There are no judges in Submission Underground; in the event of no submission in regulation, there is overtime that mirrors the Eddie Bravo Invitational format in which grapplers must submit or escape from precarious positions faster than their opponent.


Quintet is the brainchild of MMA legend Kazushi Sakuraba. What sets Quintet apart more than anything else is its first-of-a-kind team grappling format. Teams of five grapplers each compete against each other in a winner-stays-on, head-to-head format. Because each team needs to meet a total rather than individual weight limit, interesting match-ups of huge size discrepancies are not uncommon in Quintet. Additionally, Quintet officials are quick to call any competitor for stalling, which leads to incredibly fast-paced matches.

Recently, Quintet made a clear attempt to capture the attention of MMA fans with its Quintet Ultra event, which featured fighters from the UFC, Pride, Strikeforce, and the WEC competing on teams from their respective promotions. Quintet’s all-action matches, unique match-ups, and fun team format make it a show that’s easily digestible for an MMA fan looking into the submission grappling world.

Kasai Pro

With just seven events over the course of its roughly two-year history, Kasai Pro is a grappling promotion that tends to focus on quality over quantity. To that end, fans are unlikely to find MMA fighters moonlighting in one-off grappling matches at a Kasai show. Instead, fans can expect to see the best grappling specialists in the world competing against other specialists. For that reason, Kasai is the perfect promotion for an MMA fan looking to dive headfirst into competitive grappling.

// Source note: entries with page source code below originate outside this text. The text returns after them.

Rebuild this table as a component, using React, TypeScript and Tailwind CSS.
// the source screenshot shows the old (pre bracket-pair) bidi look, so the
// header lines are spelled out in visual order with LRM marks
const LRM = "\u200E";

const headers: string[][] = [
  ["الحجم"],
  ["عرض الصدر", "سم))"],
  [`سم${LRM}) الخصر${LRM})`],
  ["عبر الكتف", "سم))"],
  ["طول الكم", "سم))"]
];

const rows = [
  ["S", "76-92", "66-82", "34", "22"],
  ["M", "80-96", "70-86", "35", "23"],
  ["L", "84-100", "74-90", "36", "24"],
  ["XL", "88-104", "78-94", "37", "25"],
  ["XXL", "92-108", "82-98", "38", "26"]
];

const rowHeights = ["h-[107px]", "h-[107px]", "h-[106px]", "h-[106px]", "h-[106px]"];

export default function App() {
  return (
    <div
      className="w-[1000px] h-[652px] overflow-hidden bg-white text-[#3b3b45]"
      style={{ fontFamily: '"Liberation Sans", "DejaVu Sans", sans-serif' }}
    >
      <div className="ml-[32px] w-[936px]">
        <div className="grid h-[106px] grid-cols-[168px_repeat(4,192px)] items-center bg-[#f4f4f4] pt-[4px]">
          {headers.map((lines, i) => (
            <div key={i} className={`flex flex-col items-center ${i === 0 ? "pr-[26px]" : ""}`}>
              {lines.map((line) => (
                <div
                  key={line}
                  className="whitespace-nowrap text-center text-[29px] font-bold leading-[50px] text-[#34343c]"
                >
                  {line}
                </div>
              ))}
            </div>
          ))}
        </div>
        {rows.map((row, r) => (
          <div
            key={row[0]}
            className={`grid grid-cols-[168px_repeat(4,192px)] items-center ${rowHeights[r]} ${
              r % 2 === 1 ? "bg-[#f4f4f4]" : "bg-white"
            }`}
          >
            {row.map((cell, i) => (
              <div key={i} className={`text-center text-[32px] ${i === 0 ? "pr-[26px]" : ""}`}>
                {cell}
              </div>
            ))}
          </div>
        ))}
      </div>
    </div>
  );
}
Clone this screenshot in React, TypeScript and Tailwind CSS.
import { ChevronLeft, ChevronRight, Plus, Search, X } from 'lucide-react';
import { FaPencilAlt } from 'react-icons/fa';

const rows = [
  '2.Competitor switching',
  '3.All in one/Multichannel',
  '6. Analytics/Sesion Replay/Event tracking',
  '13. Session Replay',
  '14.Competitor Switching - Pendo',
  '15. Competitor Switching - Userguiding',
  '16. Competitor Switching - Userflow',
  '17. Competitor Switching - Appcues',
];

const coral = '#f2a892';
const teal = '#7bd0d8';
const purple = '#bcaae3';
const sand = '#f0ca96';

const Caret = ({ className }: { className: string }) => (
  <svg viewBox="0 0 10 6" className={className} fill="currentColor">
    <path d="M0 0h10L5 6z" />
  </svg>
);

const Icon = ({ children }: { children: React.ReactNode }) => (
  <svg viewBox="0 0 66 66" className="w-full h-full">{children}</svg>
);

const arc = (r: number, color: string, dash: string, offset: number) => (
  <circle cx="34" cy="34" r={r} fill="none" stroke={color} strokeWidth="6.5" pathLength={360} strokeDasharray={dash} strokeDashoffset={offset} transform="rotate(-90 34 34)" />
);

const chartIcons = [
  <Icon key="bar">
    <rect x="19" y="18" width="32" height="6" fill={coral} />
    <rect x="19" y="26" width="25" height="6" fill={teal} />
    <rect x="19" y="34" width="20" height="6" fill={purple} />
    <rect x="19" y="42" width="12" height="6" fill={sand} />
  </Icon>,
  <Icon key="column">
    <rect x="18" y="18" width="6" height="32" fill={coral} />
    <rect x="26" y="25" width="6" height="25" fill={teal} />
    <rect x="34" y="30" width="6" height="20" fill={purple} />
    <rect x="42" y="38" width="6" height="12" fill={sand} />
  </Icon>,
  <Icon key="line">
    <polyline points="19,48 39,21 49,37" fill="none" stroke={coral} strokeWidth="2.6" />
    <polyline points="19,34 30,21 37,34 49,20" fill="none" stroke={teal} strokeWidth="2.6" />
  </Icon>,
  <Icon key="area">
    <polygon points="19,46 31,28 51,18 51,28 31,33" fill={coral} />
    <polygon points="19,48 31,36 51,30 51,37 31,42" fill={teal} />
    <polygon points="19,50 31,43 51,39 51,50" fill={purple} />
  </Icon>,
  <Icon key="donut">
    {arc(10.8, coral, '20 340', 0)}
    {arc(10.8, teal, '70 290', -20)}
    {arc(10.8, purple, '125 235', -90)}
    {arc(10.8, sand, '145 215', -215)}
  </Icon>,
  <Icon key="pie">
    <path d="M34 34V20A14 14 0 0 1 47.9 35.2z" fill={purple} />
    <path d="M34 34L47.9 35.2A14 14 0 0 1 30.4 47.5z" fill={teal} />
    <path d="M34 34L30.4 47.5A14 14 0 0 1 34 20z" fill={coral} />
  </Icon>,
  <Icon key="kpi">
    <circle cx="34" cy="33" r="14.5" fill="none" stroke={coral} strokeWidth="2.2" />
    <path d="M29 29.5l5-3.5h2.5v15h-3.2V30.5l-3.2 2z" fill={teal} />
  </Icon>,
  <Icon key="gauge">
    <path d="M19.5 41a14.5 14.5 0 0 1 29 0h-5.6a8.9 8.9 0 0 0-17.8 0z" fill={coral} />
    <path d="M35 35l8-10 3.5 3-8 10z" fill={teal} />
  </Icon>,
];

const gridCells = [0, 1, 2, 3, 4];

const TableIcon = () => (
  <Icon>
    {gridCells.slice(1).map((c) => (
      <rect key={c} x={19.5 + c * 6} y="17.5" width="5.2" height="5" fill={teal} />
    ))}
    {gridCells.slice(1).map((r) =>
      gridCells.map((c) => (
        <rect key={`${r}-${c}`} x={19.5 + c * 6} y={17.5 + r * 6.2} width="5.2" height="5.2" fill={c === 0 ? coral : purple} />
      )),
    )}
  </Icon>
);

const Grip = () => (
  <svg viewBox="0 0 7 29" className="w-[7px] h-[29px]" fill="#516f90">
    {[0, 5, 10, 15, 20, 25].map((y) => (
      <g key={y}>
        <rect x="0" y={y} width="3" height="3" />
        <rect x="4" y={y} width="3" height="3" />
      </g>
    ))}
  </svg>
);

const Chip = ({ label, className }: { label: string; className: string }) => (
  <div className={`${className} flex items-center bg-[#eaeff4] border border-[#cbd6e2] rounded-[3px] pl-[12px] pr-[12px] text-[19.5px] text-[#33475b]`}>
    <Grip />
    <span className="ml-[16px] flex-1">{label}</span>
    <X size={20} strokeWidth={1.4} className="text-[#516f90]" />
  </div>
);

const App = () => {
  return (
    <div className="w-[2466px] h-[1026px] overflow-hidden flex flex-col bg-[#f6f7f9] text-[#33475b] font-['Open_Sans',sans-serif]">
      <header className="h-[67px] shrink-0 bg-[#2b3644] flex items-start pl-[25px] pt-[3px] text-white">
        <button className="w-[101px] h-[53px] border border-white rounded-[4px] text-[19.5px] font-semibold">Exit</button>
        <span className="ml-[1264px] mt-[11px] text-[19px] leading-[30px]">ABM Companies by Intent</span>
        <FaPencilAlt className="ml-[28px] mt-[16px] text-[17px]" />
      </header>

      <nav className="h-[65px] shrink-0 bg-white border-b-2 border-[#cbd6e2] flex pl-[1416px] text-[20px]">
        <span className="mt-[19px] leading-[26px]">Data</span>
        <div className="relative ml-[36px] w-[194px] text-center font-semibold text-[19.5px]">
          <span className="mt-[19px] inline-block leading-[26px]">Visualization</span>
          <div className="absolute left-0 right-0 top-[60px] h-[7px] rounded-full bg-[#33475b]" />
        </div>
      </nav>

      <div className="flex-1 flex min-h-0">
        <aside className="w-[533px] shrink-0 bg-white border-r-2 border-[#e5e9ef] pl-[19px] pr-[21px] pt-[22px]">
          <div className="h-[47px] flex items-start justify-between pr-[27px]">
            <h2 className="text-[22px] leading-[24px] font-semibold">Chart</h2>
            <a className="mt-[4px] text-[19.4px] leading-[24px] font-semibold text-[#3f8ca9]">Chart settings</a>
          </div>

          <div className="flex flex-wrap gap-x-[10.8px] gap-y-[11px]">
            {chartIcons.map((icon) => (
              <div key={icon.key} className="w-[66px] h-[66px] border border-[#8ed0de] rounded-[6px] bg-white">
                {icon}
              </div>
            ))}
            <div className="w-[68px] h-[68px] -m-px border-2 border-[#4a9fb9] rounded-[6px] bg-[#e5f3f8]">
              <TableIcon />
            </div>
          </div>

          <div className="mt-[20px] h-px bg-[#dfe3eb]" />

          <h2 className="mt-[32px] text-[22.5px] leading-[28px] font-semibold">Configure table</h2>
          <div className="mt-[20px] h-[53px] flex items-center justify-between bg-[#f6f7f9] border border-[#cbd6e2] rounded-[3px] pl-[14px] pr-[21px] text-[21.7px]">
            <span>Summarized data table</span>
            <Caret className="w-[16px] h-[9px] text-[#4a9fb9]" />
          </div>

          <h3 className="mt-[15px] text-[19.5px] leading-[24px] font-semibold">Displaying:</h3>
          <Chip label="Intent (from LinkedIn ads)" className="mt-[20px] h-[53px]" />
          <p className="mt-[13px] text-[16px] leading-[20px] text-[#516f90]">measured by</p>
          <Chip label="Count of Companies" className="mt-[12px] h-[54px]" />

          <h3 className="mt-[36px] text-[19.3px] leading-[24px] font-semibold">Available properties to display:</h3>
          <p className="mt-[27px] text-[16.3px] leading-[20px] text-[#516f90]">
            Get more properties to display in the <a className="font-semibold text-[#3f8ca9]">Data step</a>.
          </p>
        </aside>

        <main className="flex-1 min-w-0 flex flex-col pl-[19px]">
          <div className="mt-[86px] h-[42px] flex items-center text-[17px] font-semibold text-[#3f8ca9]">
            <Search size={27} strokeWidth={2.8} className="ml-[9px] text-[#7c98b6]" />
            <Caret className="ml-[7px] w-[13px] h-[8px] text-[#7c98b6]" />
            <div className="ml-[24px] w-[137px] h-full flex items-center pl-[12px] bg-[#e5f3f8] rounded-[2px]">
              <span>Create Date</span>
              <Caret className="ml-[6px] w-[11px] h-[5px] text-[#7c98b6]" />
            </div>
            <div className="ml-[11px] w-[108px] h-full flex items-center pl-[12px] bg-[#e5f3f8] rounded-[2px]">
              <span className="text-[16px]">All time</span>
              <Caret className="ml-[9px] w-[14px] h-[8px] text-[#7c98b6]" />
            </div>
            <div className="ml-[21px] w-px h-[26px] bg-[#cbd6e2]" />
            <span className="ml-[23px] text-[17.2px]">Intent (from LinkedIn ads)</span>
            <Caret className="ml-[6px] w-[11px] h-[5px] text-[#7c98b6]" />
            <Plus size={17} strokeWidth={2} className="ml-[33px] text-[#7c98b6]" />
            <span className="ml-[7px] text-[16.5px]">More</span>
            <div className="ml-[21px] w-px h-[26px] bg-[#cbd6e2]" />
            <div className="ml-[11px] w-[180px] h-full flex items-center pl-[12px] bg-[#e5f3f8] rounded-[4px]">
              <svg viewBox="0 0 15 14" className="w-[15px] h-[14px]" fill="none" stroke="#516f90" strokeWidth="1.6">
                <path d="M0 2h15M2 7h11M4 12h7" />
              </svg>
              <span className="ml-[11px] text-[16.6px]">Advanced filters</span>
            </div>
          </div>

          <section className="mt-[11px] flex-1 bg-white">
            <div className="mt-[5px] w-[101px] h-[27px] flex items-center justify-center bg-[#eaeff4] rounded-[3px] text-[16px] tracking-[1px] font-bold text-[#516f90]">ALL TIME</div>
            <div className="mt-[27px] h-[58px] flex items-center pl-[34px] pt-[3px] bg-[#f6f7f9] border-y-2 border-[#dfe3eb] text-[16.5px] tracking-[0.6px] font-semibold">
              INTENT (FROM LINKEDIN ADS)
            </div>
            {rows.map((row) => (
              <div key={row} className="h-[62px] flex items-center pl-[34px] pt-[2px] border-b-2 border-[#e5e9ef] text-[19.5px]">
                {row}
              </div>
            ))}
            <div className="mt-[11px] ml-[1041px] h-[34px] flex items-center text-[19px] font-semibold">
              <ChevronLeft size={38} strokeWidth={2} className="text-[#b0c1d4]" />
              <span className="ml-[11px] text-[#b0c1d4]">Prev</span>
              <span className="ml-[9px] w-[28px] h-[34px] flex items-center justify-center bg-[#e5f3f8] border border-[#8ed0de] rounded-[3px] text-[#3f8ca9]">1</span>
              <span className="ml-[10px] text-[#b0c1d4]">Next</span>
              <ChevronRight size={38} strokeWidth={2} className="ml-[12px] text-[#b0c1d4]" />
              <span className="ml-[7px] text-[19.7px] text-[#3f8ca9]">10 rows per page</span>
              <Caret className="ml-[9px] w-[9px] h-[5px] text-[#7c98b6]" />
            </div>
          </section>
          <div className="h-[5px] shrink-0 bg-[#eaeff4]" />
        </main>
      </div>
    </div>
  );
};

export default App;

Unlike the other promotions on this list, Kasai uses a traditional points system to determine matches rather than a submission-only format. In addition to superfights and undercards that are stacked with local grappling talent, Kasai often uses a tournament format that will see grapplers compete up to four times in one night. While short on recognizable MMA names, Kasai boasts a stable of elite BJJ champions like Roberto “Cyborg” Abreu, Kanyan Duarte, Matheus Diniz, and Joao Miyao.